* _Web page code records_

━━━━━━━━

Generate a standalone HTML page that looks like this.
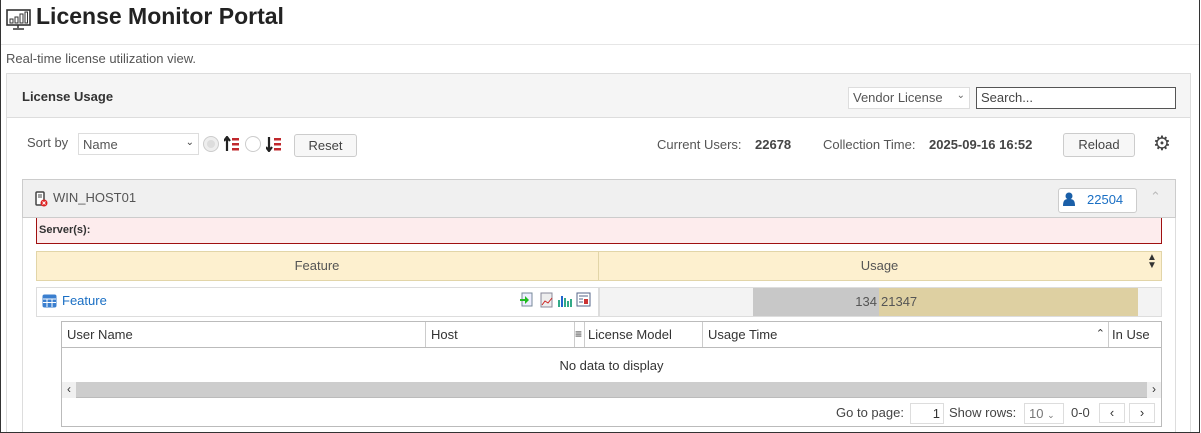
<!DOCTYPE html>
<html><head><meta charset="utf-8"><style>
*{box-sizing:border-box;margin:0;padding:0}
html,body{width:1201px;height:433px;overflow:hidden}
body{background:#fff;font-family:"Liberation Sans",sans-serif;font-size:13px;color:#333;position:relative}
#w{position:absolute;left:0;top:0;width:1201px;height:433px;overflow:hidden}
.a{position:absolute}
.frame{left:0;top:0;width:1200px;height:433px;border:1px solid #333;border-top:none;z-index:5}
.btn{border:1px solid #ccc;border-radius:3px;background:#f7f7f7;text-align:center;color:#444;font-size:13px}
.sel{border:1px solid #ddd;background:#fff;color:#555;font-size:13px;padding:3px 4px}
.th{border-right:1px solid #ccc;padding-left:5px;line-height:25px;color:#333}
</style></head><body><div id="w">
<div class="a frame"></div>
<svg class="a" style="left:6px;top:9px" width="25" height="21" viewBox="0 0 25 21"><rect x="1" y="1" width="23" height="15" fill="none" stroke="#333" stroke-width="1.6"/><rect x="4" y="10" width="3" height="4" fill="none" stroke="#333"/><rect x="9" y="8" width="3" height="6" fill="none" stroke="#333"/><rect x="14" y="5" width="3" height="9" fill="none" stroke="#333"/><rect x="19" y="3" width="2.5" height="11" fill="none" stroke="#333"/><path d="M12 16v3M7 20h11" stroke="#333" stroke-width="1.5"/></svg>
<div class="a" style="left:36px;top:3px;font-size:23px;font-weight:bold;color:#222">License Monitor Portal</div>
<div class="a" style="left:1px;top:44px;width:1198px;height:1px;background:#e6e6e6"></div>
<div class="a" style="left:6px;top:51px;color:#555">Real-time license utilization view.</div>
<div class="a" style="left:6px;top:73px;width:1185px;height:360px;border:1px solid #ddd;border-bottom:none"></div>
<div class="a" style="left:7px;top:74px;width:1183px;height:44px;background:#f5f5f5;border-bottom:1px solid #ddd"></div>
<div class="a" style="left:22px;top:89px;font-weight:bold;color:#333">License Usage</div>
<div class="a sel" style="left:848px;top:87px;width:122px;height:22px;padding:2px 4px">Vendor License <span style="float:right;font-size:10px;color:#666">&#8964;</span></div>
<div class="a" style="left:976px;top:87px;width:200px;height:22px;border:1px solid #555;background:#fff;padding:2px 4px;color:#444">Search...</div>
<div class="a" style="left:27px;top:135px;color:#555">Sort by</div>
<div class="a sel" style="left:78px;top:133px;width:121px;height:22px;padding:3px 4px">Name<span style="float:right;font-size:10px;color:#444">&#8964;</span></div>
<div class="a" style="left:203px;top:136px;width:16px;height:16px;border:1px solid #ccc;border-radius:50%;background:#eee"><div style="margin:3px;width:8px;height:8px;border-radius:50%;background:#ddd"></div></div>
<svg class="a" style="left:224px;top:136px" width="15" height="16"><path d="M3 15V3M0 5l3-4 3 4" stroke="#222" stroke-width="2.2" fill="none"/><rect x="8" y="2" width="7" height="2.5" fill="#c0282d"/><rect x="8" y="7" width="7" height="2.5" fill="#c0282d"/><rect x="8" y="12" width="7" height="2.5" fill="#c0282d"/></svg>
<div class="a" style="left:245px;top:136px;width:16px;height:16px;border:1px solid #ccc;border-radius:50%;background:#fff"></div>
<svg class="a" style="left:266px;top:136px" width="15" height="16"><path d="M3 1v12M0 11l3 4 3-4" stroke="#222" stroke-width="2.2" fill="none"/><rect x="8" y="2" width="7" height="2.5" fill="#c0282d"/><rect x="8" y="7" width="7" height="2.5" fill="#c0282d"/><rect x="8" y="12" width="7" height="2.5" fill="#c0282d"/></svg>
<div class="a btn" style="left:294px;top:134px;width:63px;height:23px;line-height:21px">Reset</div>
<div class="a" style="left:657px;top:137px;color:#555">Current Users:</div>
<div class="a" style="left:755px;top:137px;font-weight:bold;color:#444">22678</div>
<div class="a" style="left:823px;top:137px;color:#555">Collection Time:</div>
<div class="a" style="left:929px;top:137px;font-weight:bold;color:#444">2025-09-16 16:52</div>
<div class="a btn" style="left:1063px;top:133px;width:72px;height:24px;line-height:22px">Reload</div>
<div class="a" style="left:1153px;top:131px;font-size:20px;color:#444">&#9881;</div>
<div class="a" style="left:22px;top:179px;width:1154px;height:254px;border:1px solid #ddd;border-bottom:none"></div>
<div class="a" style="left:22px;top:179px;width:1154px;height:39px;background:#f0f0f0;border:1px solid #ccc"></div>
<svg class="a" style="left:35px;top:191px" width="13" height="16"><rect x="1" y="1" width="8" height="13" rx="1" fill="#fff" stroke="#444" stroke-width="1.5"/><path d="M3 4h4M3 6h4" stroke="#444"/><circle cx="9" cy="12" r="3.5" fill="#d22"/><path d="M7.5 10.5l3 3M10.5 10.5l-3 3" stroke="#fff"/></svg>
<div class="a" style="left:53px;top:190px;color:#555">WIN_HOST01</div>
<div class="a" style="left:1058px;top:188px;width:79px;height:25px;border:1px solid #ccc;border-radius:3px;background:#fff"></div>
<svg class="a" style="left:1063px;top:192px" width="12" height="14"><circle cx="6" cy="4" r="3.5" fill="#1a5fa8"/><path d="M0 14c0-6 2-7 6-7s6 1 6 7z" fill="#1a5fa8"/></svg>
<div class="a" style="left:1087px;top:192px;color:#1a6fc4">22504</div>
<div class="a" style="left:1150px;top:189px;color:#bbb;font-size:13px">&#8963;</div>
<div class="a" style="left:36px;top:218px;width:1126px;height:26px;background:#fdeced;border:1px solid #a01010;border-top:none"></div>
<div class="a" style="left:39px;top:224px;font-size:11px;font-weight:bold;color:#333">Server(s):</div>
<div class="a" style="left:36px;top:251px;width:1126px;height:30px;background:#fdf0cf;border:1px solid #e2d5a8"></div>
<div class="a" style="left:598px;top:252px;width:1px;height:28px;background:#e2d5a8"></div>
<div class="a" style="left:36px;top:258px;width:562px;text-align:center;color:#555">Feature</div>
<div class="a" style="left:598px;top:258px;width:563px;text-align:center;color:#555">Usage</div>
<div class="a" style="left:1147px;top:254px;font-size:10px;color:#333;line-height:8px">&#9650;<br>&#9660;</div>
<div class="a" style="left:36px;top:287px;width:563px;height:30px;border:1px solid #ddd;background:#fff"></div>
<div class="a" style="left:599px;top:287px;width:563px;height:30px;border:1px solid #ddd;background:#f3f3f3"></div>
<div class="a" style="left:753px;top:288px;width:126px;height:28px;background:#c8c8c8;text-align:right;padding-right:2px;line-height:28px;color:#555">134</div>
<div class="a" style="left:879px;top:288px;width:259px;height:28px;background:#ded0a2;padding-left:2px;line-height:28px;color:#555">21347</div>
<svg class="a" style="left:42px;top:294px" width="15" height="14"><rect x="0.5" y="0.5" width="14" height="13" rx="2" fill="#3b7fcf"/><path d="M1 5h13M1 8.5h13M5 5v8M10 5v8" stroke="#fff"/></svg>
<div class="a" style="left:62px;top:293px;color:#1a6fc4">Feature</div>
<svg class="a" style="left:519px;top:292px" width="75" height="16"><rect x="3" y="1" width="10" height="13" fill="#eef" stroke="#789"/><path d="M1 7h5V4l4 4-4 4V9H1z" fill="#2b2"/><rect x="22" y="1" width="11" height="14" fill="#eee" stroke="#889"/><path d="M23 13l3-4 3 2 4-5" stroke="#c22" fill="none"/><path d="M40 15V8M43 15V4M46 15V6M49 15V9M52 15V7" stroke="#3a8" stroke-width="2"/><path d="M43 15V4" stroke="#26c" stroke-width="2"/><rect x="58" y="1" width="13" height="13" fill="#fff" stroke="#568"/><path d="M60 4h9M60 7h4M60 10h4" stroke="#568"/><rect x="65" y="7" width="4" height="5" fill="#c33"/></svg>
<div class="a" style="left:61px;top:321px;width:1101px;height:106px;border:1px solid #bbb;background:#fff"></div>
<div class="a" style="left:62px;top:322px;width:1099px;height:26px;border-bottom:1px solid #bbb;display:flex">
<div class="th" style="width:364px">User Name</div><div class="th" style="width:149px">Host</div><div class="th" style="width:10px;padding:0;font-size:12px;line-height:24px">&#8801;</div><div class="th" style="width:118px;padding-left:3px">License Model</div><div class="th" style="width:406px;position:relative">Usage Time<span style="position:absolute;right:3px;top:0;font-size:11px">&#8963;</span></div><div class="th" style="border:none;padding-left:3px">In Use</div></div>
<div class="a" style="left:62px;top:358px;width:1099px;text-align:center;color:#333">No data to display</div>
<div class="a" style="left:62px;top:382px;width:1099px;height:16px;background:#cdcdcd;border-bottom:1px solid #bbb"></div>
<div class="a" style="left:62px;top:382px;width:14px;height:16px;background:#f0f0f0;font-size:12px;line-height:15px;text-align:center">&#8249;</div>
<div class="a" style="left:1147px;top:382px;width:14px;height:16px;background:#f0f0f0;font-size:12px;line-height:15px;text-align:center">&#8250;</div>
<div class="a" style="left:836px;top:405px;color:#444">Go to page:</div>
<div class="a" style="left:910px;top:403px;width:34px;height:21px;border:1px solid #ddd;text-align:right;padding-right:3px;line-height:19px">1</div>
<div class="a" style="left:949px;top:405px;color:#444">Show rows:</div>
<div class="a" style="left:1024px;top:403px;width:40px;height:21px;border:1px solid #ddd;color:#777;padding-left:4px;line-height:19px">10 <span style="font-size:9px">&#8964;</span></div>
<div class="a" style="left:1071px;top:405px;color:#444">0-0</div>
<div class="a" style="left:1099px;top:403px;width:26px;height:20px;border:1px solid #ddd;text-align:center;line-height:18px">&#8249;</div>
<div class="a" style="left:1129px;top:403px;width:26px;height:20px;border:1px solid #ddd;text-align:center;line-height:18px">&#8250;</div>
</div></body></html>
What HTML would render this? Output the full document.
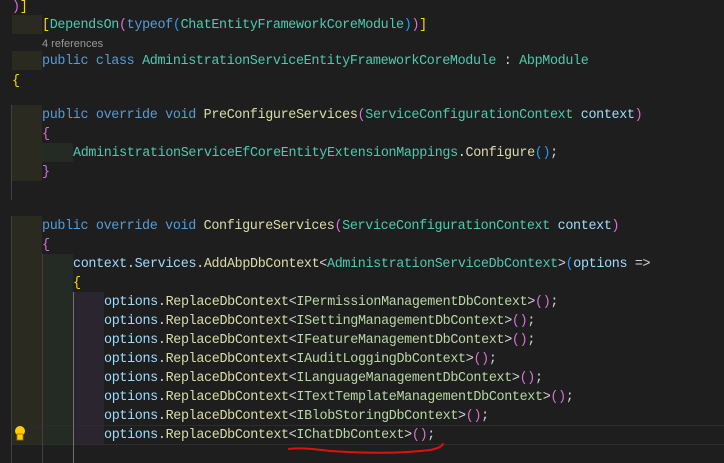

━━━━━━━━

* _Your instructions_
From the entries above, copy every line containing the word "this".

* _Result below_
Generate a standalone HTML page that looks like this.
What HTML would render this? Output the full document.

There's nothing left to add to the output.